Particularly galling to Gen. Hayden was a 2006 New York Times scoop that compromised a top-secret program to track terrorist finances. Three years later, the newspaper’s editorial page was complaining that American intelligence was failing to halt what it described as “still a seemingly limitless stream of cash flowing to terrorist groups.” Pointing to the hypocrisy on display—the editorial was titled “Follow the Money”—Gen. Hayden wryly comments: “Thanks for the suggestion.”
The larger picture that Gen. Hayden draws makes vivid the extraordinary range of challenges facing American intelligence and the high level of uncertainty that the work entails. A case study: Roughly a decade ago, American intelligence observed that Syria was erecting an elaborate structure in the desert near a town called al-Kibar. CIA analysts puzzled over it but were unable to divine its purpose, labeling it “enigmatic.” It was only when “a liaison partner”—probably Israeli intelligence (although Gen. Hayden does not identify it as such)—provided detailed photographs that the CIA identified a nuclear reactor of North Korean design. Without local help, U.S. intelligence would have missed a Syrian nuclear-bomb development project. Israel destroyed the site in a bombing raid in 2007.

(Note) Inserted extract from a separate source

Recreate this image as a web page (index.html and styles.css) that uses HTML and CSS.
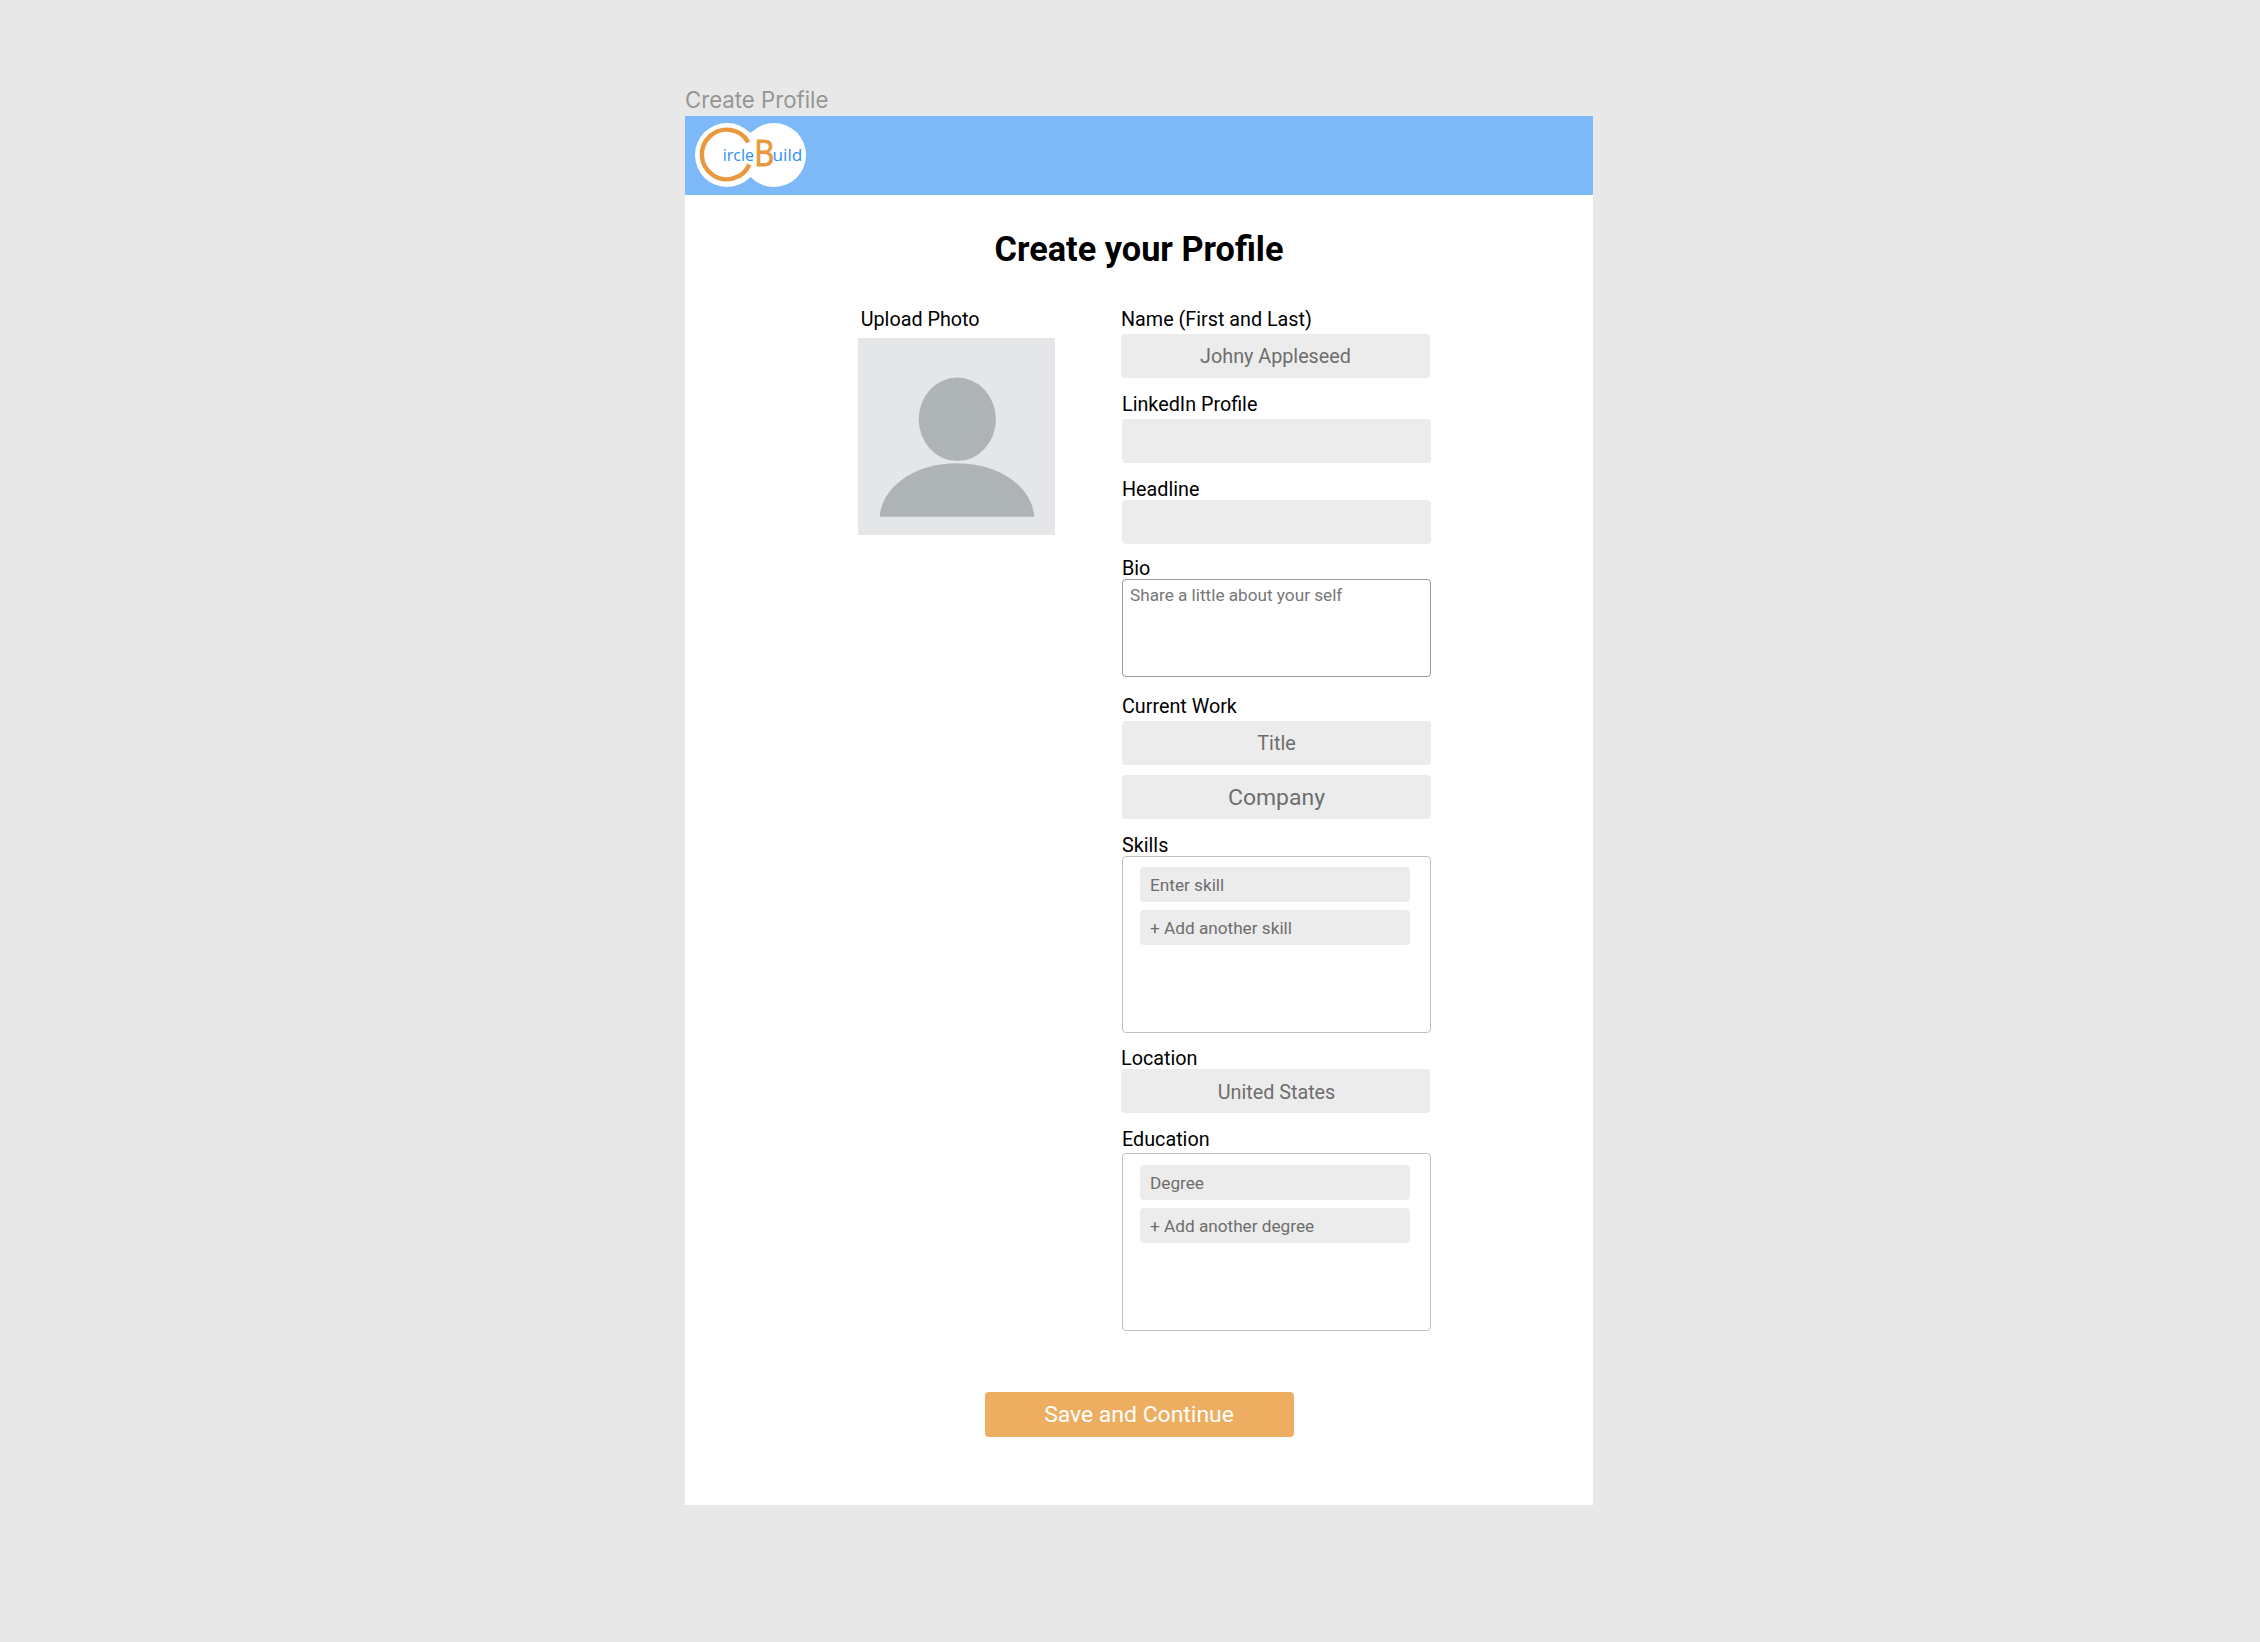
FILE: index.html
```html
<!DOCTYPE html>
<html lang="en">
<head>
<meta charset="utf-8">
<title>Create Profile</title>
<link rel="stylesheet" href="styles.css">
</head>
<body>
<div class="frame-name">Create Profile</div>
<div class="frame">
  <header class="header">
    <svg class="logo" width="112" height="64" viewBox="0 0 112 64">
      <circle cx="32" cy="32" r="32" fill="#fff"/>
      <circle cx="79" cy="32" r="32" fill="#fff"/>
      <path d="M53.300 19.300A24.8 24.8 0 1 0 54.400 41.5" fill="none" stroke="#ea983e" stroke-width="4.4"/>
      <text class="logo-word" x="27.800" y="37.600" font-size="16.2" textLength="31.2" lengthAdjust="spacingAndGlyphs">ircle</text>
      <text class="logo-initial" x="59.200" y="43.200" font-size="36" textLength="20" lengthAdjust="spacingAndGlyphs">B</text>
      <text class="logo-word" x="77.600" y="37.600" font-size="16.2" textLength="29.700" lengthAdjust="spacingAndGlyphs">uild</text>
    </svg>
  </header>
  <h1 class="title">Create your Profile</h1>
  <main class="columns">
    <section class="photo">
      <div class="label">Upload Photo</div>
      <svg class="avatar" width="197" height="197" viewBox="0 0 197 197">
        <rect width="197" height="197" fill="#e4e6e8"/>
        <ellipse cx="99.3" cy="81.3" rx="38.6" ry="41.8" fill="#aeb4b6"/>
        <path d="M21.7 178.8C24 148 57.500 125.300 99 125.300S174 148 176.200 178.800Z" fill="#aeb4b6"/>
      </svg>
    </section>
    <form class="form">
      <div class="field shifted gap-5">
        <div class="label">Name (First and Last)</div>
        <div class="input">Johny Appleseed</div>
      </div>
      <div class="field linkedin gap-5">
        <div class="label">LinkedIn Profile</div>
        <div class="input"></div>
      </div>
      <div class="field headline">
        <div class="label">Headline</div>
        <div class="input"></div>
      </div>
      <div class="field bio">
        <div class="label">Bio</div>
        <div class="textarea">Share a little about your self</div>
      </div>
      <div class="field work gap-5">
        <div class="label">Current Work</div>
        <div class="input-stack">
          <div class="input">Title</div>
          <div class="input large">Company</div>
        </div>
      </div>
      <div class="field skills">
        <div class="label">Skills</div>
        <div class="list">
          <div class="entry">Enter skill</div>
          <div class="entry">+ Add another skill</div>
        </div>
      </div>
      <div class="field shifted location">
        <div class="label">Location</div>
        <div class="input">United States</div>
      </div>
      <div class="field education">
        <div class="label">Education</div>
        <div class="list">
          <div class="entry">Degree</div>
          <div class="entry">+ Add another degree</div>
        </div>
      </div>
    </form>
  </main>
  <div class="save">Save and Continue</div>
</div>
</body>
</html>
```
FILE: styles.css
```css
* { box-sizing: border-box; }

body {
  margin: 0;
  height: 1642px;
  padding: 86px 0 0 685px;
  background: #e8e8e8;
  font-family: Roboto, sans-serif;
  color: #000;
  overflow: hidden;
}

.frame-name {
  height: 30px;
  font: 22.2px/28px Inter, sans-serif;
  color: #969696;
}

.frame {
  width: 908px;
  height: 1389px;
  background: #fff;
}

.header {
  height: 79px;
  padding: 7px 0 0 10px;
  background: #7db8f9;
}

.logo { display: block; }
.logo-word { font-family: "Open Sans", sans-serif; fill: #2f8ff0; }

.logo-initial {
  font-family: "Open Sans", sans-serif;
  fill: #ea983e;
  stroke: #ea983e;
  stroke-width: 0.9px;
}

.title {
  margin: 34px 0 0;
  height: 40px;
  font-size: 34.3px;
  line-height: 40px;
  font-weight: 700;
  text-align: center;
}

.columns {
  display: flex;
  margin-top: 40px;
  padding-left: 173px;
}

.photo { width: 264px; }
.photo .label { padding-left: 2.7px; }

.avatar {
  display: block;
  margin-top: 9px;
}

.label {
  height: 20px;
  font-size: 19.75px;
  line-height: 22px;
  white-space: nowrap;
}

.form { width: 309px; }

.field {
  display: flex;
  flex-direction: column;
  gap: 1px;
  margin-top: 16px;
}

.field.gap-5 { gap: 5px; }
.field:first-child { margin-top: 0; }
.field.shifted { margin-left: -1px; margin-right: 1px; }
.field.bio { margin-top: 14px; }
.field.work { margin-top: 19px; }
.field.location { margin-top: 15px; }
.field.education { gap: 4px; }

.input {
  height: 44px;
  border-radius: 4px;
  background: #ececec;
  color: #6e6e6e;
  font-size: 19.75px;
  line-height: 46px;
  text-align: center;
}

.location .input {
  padding-left: 2px;
  line-height: 48px;
}

.input.large { font-size: 22.95px; }

.input-stack {
  display: flex;
  flex-direction: column;
  gap: 10px;
}

.textarea {
  height: 98px;
  padding: 5px 7px;
  border: 1px solid #9c9c9c;
  border-radius: 4px;
  color: #777;
  font-size: 17.18px;
  line-height: 20px;
}

.list {
  display: flex;
  flex-direction: column;
  gap: 8px;
  height: 177px;
  padding: 10px 20px 0 17px;
  border: 1px solid #c0c0c0;
  border-radius: 4px;
}

.education .list {
  height: 178px;
  padding-top: 11px;
}

.entry {
  height: 35px;
  padding-left: 10px;
  border-radius: 4px;
  background: #ececec;
  color: #6e6e6e;
  font-size: 17.2px;
  line-height: 37px;
}

.save {
  width: 309px;
  height: 45px;
  margin: 61px auto 0;
  border-radius: 4px;
  background: #eeae62;
  color: #fff;
  font-size: 22.95px;
  line-height: 45px;
  text-align: center;
}
```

The lesson that Gen. Hayden takes from the Syrian affair is sobering. “We chalked this one up as intelligence success, after a fashion,” he writes. But he strongly intimates that it was really Israel’s success—and America’s failure. More broadly, he says, Syrian behavior “went beyond our understanding.” Extrapolating from this mixed record, Gen Hayden is pessimistic that American intelligence will fare well in tracking covert Iranian nuclear activity. If his pessimism is well-founded—and there are few people more qualified to judge—the surprise we experienced on 9/11 may be a prelude to a catastrophe of far greater dimensions.